Several leading securities finance market participants have said a trade repository would only work properly if it were introduced at a global level, while others are in doubt that the information would even be useful for regulators.

The US market is anxiously waiting for the FSB work to be finalised as it will have a huge impact on Dodd-Frank article 984(b), which was supposed to enhance transparency in the securities finance markets but has been put to the side by the US regulator pending the recommendations.

One thing that should concern the industry is the shift in the FSB’s focus from haircuts to rehypothecation. This is especially the case as the G20 countries are attempting to take a coordinated approach and a leaked European Commission document revealed that the EU was considering restricting the length of “complex” chains of collateral.
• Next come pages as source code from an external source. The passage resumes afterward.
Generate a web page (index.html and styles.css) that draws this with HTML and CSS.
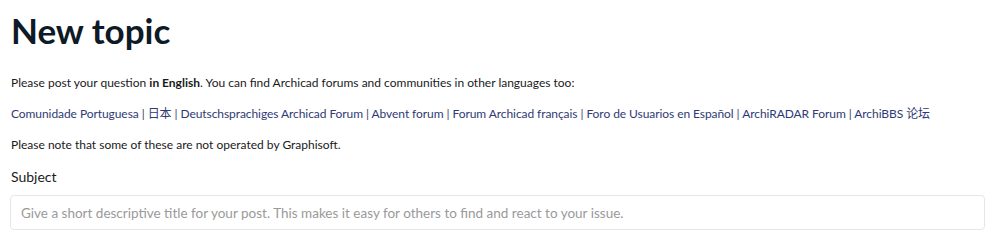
FILE: index.html
```html
<!DOCTYPE html>
<html lang="en">
<head>
    <meta charset="UTF-8">
    <meta name="viewport" content="width=device-width, initial-scale=1.0">
    <title>New topic</title>
    <link rel="stylesheet" href="styles.css">
</head>
<body>
    <div class="page">
        <h1 class="title">New topic</h1>
        <div class="intro">
            <p>Please post your question <strong>in English</strong>. You can find Archicad forums and communities in other languages too:</p>
            <p class="links">
                <a href="#">Comunidade Portuguesa</a> | <a href="#">日本</a> | <a href="#">Deutschsprachiges Archicad Forum</a> | <a href="#">Abvent forum</a> | <a href="#">Forum Archicad français</a> | <a href="#">Foro de Usuarios en Español</a> | <a href="#">ArchiRADAR Forum</a> | <a href="#">ArchiBBS 论坛</a>
            </p>
            <p>Please note that some of these are not operated by Graphisoft.</p>
        </div>
        <label class="field-label" for="subject">Subject</label>
        <input class="field" type="text" id="subject" placeholder="Give a short descriptive title for your post. This makes it easy for others to find and react to your issue.">
    </div>
</body>
</html>
```

FILE: styles.css
```css
body {
    font-family: Lato, "Noto Sans CJK SC", sans-serif;
    color: #1a1a1a;
    background-color: #fff;
    margin: 0;
    padding: 0;
}
.page {
    width: 975px;
    padding: 0 10px;
}
.title {
    font-size: 35px;
    font-weight: 700;
    color: #0e1a26;
    margin: 0;
    padding: 7px 0 0 1px;
    line-height: 46px;
}
.intro {
    padding: 21px 0 0 1px;
    font-size: 12px;
}
.intro p {
    margin: 0 0 13px 0;
    line-height: 18px;
}
.intro strong {
    font-weight: 700;
}
.links {
    color: #3b4368;
    letter-spacing: -0.07px;
}
.links a {
    color: #2f3a75;
    text-decoration: none;
}
.field-label {
    display: block;
    font-size: 14px;
    color: #1a1a1a;
    padding: 0 0 0 1px;
    line-height: 20px;
}
.field {
    display: block;
    box-sizing: border-box;
    width: 975px;
    height: 35px;
    margin-top: 8px;
    padding: 0 10px;
    border: 1px solid #e6e6e6;
    border-radius: 4px;
    font-family: Lato, sans-serif;
    font-size: 13.5px;
    color: #333;
    outline: none;
}
.field::placeholder {
    color: #9a9a9a;
}
```
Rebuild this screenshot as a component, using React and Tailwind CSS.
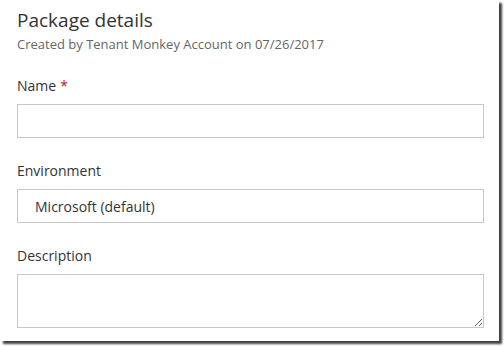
const FONT = { fontFamily: '"Open Sans", "Noto Sans", sans-serif' };

function Field({ label, required, children }) {
  return (
    <div className="flex flex-col">
      <div className="h-[20px] text-[14px] leading-[20px] text-[#333]">
        {label}
        {required && <span className="ml-[4px] text-[#c50f1f]">*</span>}
      </div>
      {children}
    </div>
  );
}

export default function App() {
  return (
    <div className="h-[346px] w-[504px] bg-white" style={FONT}>
      <div className="flex h-[341px] w-[499px] flex-col bg-white pl-[17px] pr-[15px] shadow-[3px_3px_2px_rgba(0,0,0,0.75)]">
        <h1 className="mt-[6px] h-[28px] text-[19px] font-normal leading-[28px] text-[#333]">
          Package details
        </h1>
        <p className="mt-[1px] text-[13px] leading-[18px] text-[#666]">
          Created by Tenant Monkey Account on 07/26/2017
        </p>

        <div className="mt-[23px]">
          <Field label="Name" required>
            <input
              className="mt-[8px] h-[34px] w-full border border-[#c8c8c8] px-[17px] text-[14px] text-[#333] outline-none"
              aria-label="Name"
            />
          </Field>
        </div>

        <div className="mt-[23px]">
          <Field label="Environment">
            <div className="mt-[8px] flex h-[34px] w-full items-center border border-[#c8c8c8] px-[17px] text-[14px] text-[#333]">
              Microsoft (default)
            </div>
          </Field>
        </div>

        <div className="mt-[23px]">
          <Field label="Description">
            <textarea
              className="mt-[8px] block h-[54px] w-full resize-y border border-[#c8c8c8] px-[8px] text-[14px] text-[#333] outline-none"
              aria-label="Description"
            />
          </Field>
        </div>
      </div>
    </div>
  );
}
Although the FSB does not propose this in its recommendations, it does want to know what kind of information would be needed to see what is happening in these collateral chains. It is obvious they are thinking about whether these chains could pose systemic risk.

The industry will hope that the words of respected IMF economist Manmohan Singh – who claims shortening collateral chains harms liquidity in the real economy and restricts the creation of credit – will resonate through the corridors of the FSB and beyond.